>>>

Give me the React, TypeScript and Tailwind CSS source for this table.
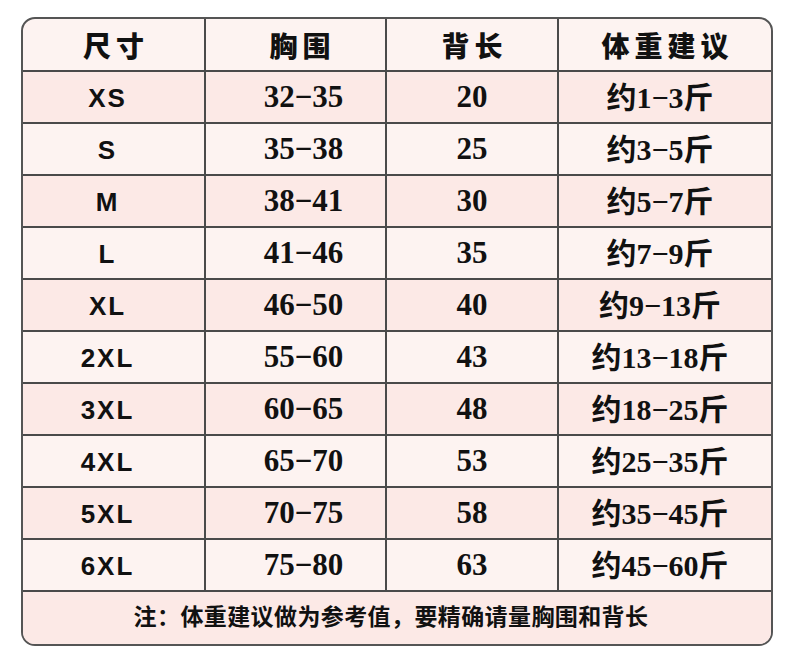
const rows = [
  ["XS", "32−35", "20", "约1−3斤"],
  ["S", "35−38", "25", "约3−5斤"],
  ["M", "38−41", "30", "约5−7斤"],
  ["L", "41−46", "35", "约7−9斤"],
  ["XL", "46−50", "40", "约9−13斤"],
  ["2XL", "55−60", "43", "约13−18斤"],
  ["3XL", "60−65", "48", "约18−25斤"],
  ["4XL", "65−70", "53", "约25−35斤"],
  ["5XL", "70−75", "58", "约35−45斤"],
  ["6XL", "75−80", "63", "约45−60斤"],
];

const serif = "font-['Liberation_Serif','Noto_Sans_CJK_SC',serif] font-bold";
const cjk = "font-['Noto_Sans_CJK_SC',sans-serif] font-black";

export default function App() {
  return (
    <div className="w-[790px] h-[663px] bg-white pt-[17px] pl-[21px] text-[#111]">
      <div className="w-[752px] border-2 border-[#555] rounded-[14px] overflow-hidden bg-[#fdf3f1]">
        {/* header */}
        <div className={`flex h-[53px] border-b-2 border-[#4a4a4a] text-[28px] tracking-[5px] ${cjk}`}>
          <div className="w-[183px] border-r-2 border-[#4a4a4a] flex items-center justify-center pl-[5px]">尺寸</div>
          <div className="w-[181px] border-r-2 border-[#4a4a4a] flex items-center justify-center pl-[14px]">胸围</div>
          <div className="w-[172px] border-r-2 border-[#4a4a4a] flex items-center justify-center pl-[5px]">背长</div>
          <div className="flex-1 flex items-center justify-center pl-[5px]">体重建议</div>
        </div>
        {rows.map((r, i) => (
          <div
            key={r[0]}
            className={`flex h-[52px] border-b-2 border-[#4a4a4a] ${i % 2 === 0 ? "bg-[#fce9e6]" : "bg-[#fdf3f1]"}`}
          >
            <div className="w-[183px] border-r-2 border-[#4a4a4a] flex items-center justify-center pt-[2px] pr-[12px] font-['Liberation_Sans',Arial,sans-serif] font-bold text-[26px] tracking-[2px]">
              {r[0]}
            </div>
            <div className={`w-[181px] border-r-2 border-[#4a4a4a] flex items-center justify-center pl-[16px] text-[31px] ${serif}`}>
              {r[1]}
            </div>
            <div className={`w-[172px] border-r-2 border-[#4a4a4a] flex items-center justify-center text-[31px] ${serif}`}>
              {r[2]}
            </div>
            <div className={`flex-1 flex items-center justify-center pr-[10px] text-[30px] ${serif}`}>
              {r[3]}
            </div>
          </div>
        ))}
        {/* note */}
        <div className={`h-[52px] bg-[#fce9e6] flex items-center justify-center pr-[12px] text-[23px] tracking-[0.4px] ${serif}`}>
          注：体重建议做为参考值，要精确请量胸围和背长
        </div>
      </div>
    </div>
  );
}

<<<

§ Written exercise
Pictures in the data above should not be copied; transcribe everything else exactly.

§ In response
Give me the React, TypeScript and Tailwind CSS source for this table.
const rows = [
  ["XS", "32−35", "20", "约1−3斤"],
  ["S", "35−38", "25", "约3−5斤"],
  ["M", "38−41", "30", "约5−7斤"],
  ["L", "41−46", "35", "约7−9斤"],
  ["XL", "46−50", "40", "约9−13斤"],
  ["2XL", "55−60", "43", "约13−18斤"],
  ["3XL", "60−65", "48", "约18−25斤"],
  ["4XL", "65−70", "53", "约25−35斤"],
  ["5XL", "70−75", "58", "约35−45斤"],
  ["6XL", "75−80", "63", "约45−60斤"],
];

const serif = "font-['Liberation_Serif','Noto_Sans_CJK_SC',serif] font-bold";
const cjk = "font-['Noto_Sans_CJK_SC',sans-serif] font-black";

export default function App() {
  return (
    <div className="w-[790px] h-[663px] bg-white pt-[17px] pl-[21px] text-[#111]">
      <div className="w-[752px] border-2 border-[#555] rounded-[14px] overflow-hidden bg-[#fdf3f1]">
        {/* header */}
        <div className={`flex h-[53px] border-b-2 border-[#4a4a4a] text-[28px] tracking-[5px] ${cjk}`}>
          <div className="w-[183px] border-r-2 border-[#4a4a4a] flex items-center justify-center pl-[5px]">尺寸</div>
          <div className="w-[181px] border-r-2 border-[#4a4a4a] flex items-center justify-center pl-[14px]">胸围</div>
          <div className="w-[172px] border-r-2 border-[#4a4a4a] flex items-center justify-center pl-[5px]">背长</div>
          <div className="flex-1 flex items-center justify-center pl-[5px]">体重建议</div>
        </div>
        {rows.map((r, i) => (
          <div
            key={r[0]}
            className={`flex h-[52px] border-b-2 border-[#4a4a4a] ${i % 2 === 0 ? "bg-[#fce9e6]" : "bg-[#fdf3f1]"}`}
          >
            <div className="w-[183px] border-r-2 border-[#4a4a4a] flex items-center justify-center pt-[2px] pr-[12px] font-['Liberation_Sans',Arial,sans-serif] font-bold text-[26px] tracking-[2px]">
              {r[0]}
            </div>
            <div className={`w-[181px] border-r-2 border-[#4a4a4a] flex items-center justify-center pl-[16px] text-[31px] ${serif}`}>
              {r[1]}
            </div>
            <div className={`w-[172px] border-r-2 border-[#4a4a4a] flex items-center justify-center text-[31px] ${serif}`}>
              {r[2]}
            </div>
            <div className={`flex-1 flex items-center justify-center pr-[10px] text-[30px] ${serif}`}>
              {r[3]}
            </div>
          </div>
        ))}
        {/* note */}
        <div className={`h-[52px] bg-[#fce9e6] flex items-center justify-center pr-[12px] text-[23px] tracking-[0.4px] ${serif}`}>
          注：体重建议做为参考值，要精确请量胸围和背长
        </div>
      </div>
    </div>
  );
}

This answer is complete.